We’re home, back in our 150-year-old house on Main Street in small-town Ohio. And how can it feel so good? Especially after nearly a month of alluring palaces and temples and pyramids and a cruise down the Nile and walking in a city built with Jerusalem stone.
It’s all still here—that creak on the third step, the rattle of the foyer windows, and the patina of the wide-board floors. The newel post still holds up the banister worn smooth by the hands of adults and the bottom sides of kids. The sun hasn’t forgotten how to peek through the rose-tinted living room windows. And my many clocks are still ticking and chiming and swinging their pendulums.
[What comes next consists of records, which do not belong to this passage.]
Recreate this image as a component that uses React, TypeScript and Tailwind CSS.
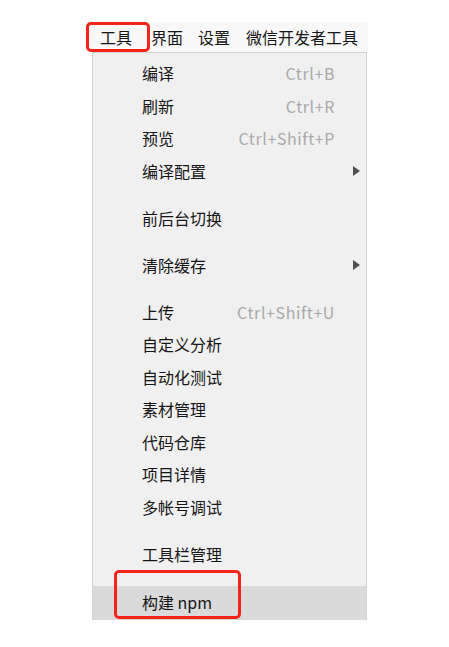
import React from 'react';

type Item =
  | { kind: 'item'; label: string; shortcut?: string; submenu?: boolean; active?: boolean }
  | { kind: 'sep' };

const items: Item[] = [
  { kind: 'item', label: '编译', shortcut: 'Ctrl+B' },
  { kind: 'item', label: '刷新', shortcut: 'Ctrl+R' },
  { kind: 'item', label: '预览', shortcut: 'Ctrl+Shift+P' },
  { kind: 'item', label: '编译配置', submenu: true },
  { kind: 'sep' },
  { kind: 'item', label: '前后台切换' },
  { kind: 'sep' },
  { kind: 'item', label: '清除缓存', submenu: true },
  { kind: 'sep' },
  { kind: 'item', label: '上传', shortcut: 'Ctrl+Shift+U' },
  { kind: 'item', label: '自定义分析' },
  { kind: 'item', label: '自动化测试' },
  { kind: 'item', label: '素材管理' },
  { kind: 'item', label: '代码仓库' },
  { kind: 'item', label: '项目详情' },
  { kind: 'item', label: '多帐号调试' },
  { kind: 'sep' },
  { kind: 'item', label: '工具栏管理' },
  { kind: 'sep' },
  { kind: 'item', label: '构建 npm', active: true },
];

const MenuRow: React.FC<{ item: Extract<Item, { kind: 'item' }> }> = ({ item }) => (
  <div
    className={`relative flex items-center pl-[49px] leading-none ${
      item.active ? 'h-[34px] bg-[#dadada] pb-[2px]' : 'h-[32.5px] pb-[2px]'
    }`}
  >
    <span className="flex-1 text-[16px] text-[#161616]">{item.label}</span>
    {item.shortcut && (
      <span className="text-[16px] tracking-[0.6px] text-[#a9a9a9]">{item.shortcut}</span>
    )}
    <span className="w-[31px] flex justify-end pr-[6px]">
      {item.submenu && (
        <span className="w-0 h-0 border-y-[5px] border-y-transparent border-l-[7px] border-l-[#505050]" />
      )}
    </span>
    {item.active && (
      <span className="absolute left-[21px] top-[-16px] w-[127px] h-[49px] border-[3px] border-[#f5241a] rounded-[5px] pointer-events-none" />
    )}
  </div>
);

export default function App() {
  return (
    <div
      className="w-[449px] h-[647px] bg-white pt-[22px]"
      style={{ fontFamily: '"Noto Sans CJK SC", "Noto Sans", sans-serif' }}
    >
      <div className="relative ml-[88px] w-[280px] h-[30px] bg-[#f8f8f8] flex items-center pl-[12px] text-[16px] text-[#161616] leading-none">
        <span>工具</span>
        <span className="ml-[19px]">界面</span>
        <span className="ml-[15px]">设置</span>
        <span className="ml-[16px]">微信开发者工具</span>
        <span className="absolute left-[-2px] top-0 w-[64px] h-[30px] border-[3px] border-[#f5241a] rounded-[5px]" />
      </div>
      <div className="ml-[92px] w-[275px] bg-[#f0f0f0] border border-[#d2d2d2] border-b-0 pt-[5px]">
        {items.map((it, i) =>
          it.kind === 'sep' ? (
            <div key={i} className="h-[14.5px]" />
          ) : (
            <MenuRow key={i} item={it} />
          )
        )}
      </div>
    </div>
  );
}
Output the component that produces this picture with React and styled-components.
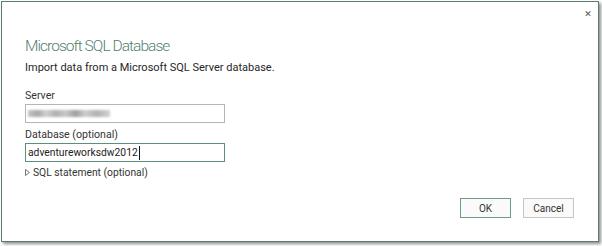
import styled, { createGlobalStyle } from "styled-components";

const GlobalStyle = createGlobalStyle`
  html, body {
    margin: 0;
    padding: 0;
    background: #ffffff;
  }
  body {
    font-family: Roboto, "Open Sans", sans-serif;
    color: #333333;
  }
`;

const Page = styled.div`
  width: 602px;
  height: 246px;
  padding: 1px 0 0 1px;
  box-sizing: border-box;
`;

const Dialog = styled.div`
  width: 598px;
  height: 241px;
  box-sizing: border-box;
  border: 1px solid #5d7d70;
  background: #ffffff;
  box-shadow: 2px 2px 3px rgba(0, 0, 0, 0.45);
  display: flex;
  flex-direction: column;
  padding: 0 23px 0 23px;
`;

const TopBar = styled.div`
  display: flex;
  justify-content: flex-end;
  height: 31px;
  margin-right: -18px;
`;

const Close = styled.button`
  border: none;
  background: none;
  padding: 0;
  margin-top: 7px;
  width: 10px;
  height: 10px;
  font-family: "DejaVu Sans", sans-serif;
  font-size: 9px;
  font-weight: bold;
  line-height: 10px;
  color: #555555;
`;

const Title = styled.h1`
  margin: 1px 0 0;
  font-size: 15.5px;
  line-height: 24px;
  font-weight: 300;
  letter-spacing: -0.95px;
  color: #527f70;
`;

const Subtitle = styled.p`
  margin: 0;
  font-size: 11px;
  line-height: 19px;
  color: #262626;
`;

const Label = styled.label`
  display: block;
  margin-top: ${(p) => p.$gap}px;
  font-size: 10.6px;
  line-height: 15px;
  color: #333333;
`;

const Input = styled.div`
  margin-top: 1px;
  width: 200px;
  height: 19px;
  box-sizing: border-box;
  border: 1px solid ${(p) => (p.$focused ? "#5e8f7c" : "#b5b5b5")};
  padding: 0 2px;
  display: flex;
  align-items: center;
  font-size: 10.3px;
  color: #222222;
`;

const Blurred = styled.span`
  display: inline-block;
  width: 82px;
  height: 7px;
  background: linear-gradient(
    90deg,
    #c4c4c4,
    #a9a9a9 12%,
    #d0d0d0 22%,
    #b0b0b0 34%,
    #c8c8c8 46%,
    #9f9f9f 58%,
    #cdcdcd 70%,
    #b3b3b3 84%,
    #d2d2d2
  );
  filter: blur(1px);
`;

const Caret = styled.span`
  display: inline-block;
  width: 1px;
  height: 14px;
  background: #111111;
  margin-left: 1px;
`;

const Expander = styled.div`
  margin-top: 3px;
  display: flex;
  align-items: center;
  gap: 3px;
  font-size: 10.3px;
  line-height: 15px;
  color: #333333;
`;

const Footer = styled.div`
  margin-top: auto;
  margin-right: 1px;
  padding-bottom: 23px;
  display: flex;
  justify-content: flex-end;
  gap: 12px;
`;

const Button = styled.button`
  width: 51px;
  height: 20px;
  box-sizing: border-box;
  border: 1px solid ${(p) => (p.$primary ? "#6a9a88" : "#c6c6c6")};
  background: #fafafa;
  font-family: Roboto, "Open Sans", sans-serif;
  font-size: 10px;
  color: #333333;
  padding: 0;
`;

const App = () => {
  return (
    <Page>
      <GlobalStyle />
      <Dialog>
        <TopBar>
          <Close>✕</Close>
        </TopBar>
        <Title>Microsoft SQL Database</Title>
        <Subtitle>Import data from a Microsoft SQL Server database.</Subtitle>
        <Label $gap={11}>Server</Label>
        <Input>
          <Blurred />
        </Input>
        <Label $gap={4}>Database (optional)</Label>
        <Input $focused>
          adventureworksdw2012
          <Caret />
        </Input>
        <Expander>
          <svg width="5" height="7" viewBox="0 0 5 7">
            <path d="M0.5 0.5 L4.5 3.5 L0.5 6.5 Z" fill="none" stroke="#777" strokeWidth="1" />
          </svg>
          SQL statement (optional)
        </Expander>
        <Footer>
          <Button $primary>OK</Button>
          <Button>Cancel</Button>
        </Footer>
      </Dialog>
    </Page>
  );
};

export default App;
After eating shawarma in Egypt and upside-down chicken in Jordan and falafel in Israel, how can a bowl of popcorn taste so good? How can it be so satisfying to fill an entire glass with ice before pouring water? And I could go on—our own bed, with an American-style top sheet, bubble bath, clothes in drawers, and real Diet Cokes, not Zeroes.
My delight in these at-home pleasures has made me feel like a stick-in-the-mud old fogy. But then I read this study. Coming home, scientists have found, makes your brain release extra doses of dopamine, the feel-good hormone. At least if you’re a mouse. Mice who are returned to their home cages experienced a rush of dopamine equal to the surge from a dose of cocaine.
No wonder the popcorn was so good and the ice. No wonder the squeaky floorboards under my feet and the banister under my hand makes me feel like a child returned to her mother.
I love to travel. And I wouldn’t say that the best part of traveling is coming home. But when you’re almost seventy, it’s close.